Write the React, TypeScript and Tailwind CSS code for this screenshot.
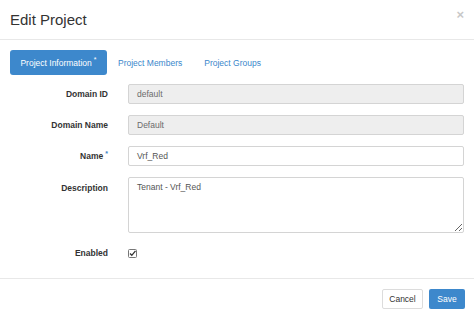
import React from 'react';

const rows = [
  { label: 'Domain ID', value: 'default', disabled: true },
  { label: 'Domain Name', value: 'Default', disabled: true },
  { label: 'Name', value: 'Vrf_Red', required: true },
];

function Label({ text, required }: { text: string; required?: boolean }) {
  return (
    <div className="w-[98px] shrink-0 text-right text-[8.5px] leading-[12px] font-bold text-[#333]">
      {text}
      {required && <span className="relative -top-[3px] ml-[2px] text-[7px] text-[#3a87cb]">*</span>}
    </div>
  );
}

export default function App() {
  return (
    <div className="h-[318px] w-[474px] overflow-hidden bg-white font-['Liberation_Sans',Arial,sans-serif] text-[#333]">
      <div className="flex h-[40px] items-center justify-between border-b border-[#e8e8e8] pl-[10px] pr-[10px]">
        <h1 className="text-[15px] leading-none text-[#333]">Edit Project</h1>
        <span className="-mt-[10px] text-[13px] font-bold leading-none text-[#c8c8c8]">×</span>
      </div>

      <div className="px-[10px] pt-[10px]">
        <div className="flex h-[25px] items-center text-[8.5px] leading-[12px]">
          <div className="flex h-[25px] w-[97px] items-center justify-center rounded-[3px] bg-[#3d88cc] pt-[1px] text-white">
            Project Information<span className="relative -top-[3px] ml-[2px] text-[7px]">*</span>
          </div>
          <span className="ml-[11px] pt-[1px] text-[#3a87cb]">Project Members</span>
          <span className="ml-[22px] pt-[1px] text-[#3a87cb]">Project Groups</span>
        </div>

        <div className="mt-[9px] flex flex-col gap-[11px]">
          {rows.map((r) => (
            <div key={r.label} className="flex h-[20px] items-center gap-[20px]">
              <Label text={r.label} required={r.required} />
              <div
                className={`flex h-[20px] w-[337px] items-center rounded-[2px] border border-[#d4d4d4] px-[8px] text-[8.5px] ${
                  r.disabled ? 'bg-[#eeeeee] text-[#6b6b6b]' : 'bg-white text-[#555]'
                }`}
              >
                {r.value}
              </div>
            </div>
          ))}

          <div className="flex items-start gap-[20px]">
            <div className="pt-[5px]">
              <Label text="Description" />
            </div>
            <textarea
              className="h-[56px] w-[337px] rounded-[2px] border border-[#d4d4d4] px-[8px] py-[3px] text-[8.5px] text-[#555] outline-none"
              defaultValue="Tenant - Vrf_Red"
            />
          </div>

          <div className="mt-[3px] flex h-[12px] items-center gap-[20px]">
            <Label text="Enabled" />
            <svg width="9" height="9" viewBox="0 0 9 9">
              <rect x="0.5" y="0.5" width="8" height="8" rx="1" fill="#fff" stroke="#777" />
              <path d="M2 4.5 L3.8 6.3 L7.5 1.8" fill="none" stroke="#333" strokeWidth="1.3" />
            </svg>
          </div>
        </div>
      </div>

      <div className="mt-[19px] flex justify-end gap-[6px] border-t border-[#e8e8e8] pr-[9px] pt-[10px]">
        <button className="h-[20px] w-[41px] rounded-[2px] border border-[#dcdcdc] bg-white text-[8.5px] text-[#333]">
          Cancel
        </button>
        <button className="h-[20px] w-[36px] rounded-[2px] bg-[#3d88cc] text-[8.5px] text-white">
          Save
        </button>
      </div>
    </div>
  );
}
************
» **YOUR OBJECTIVE**
Gather each line in the data that holds the string "React".

» **COMPLETED EXERCISE**
Write the React, TypeScript and Tailwind CSS code for this screenshot.
import React from 'react';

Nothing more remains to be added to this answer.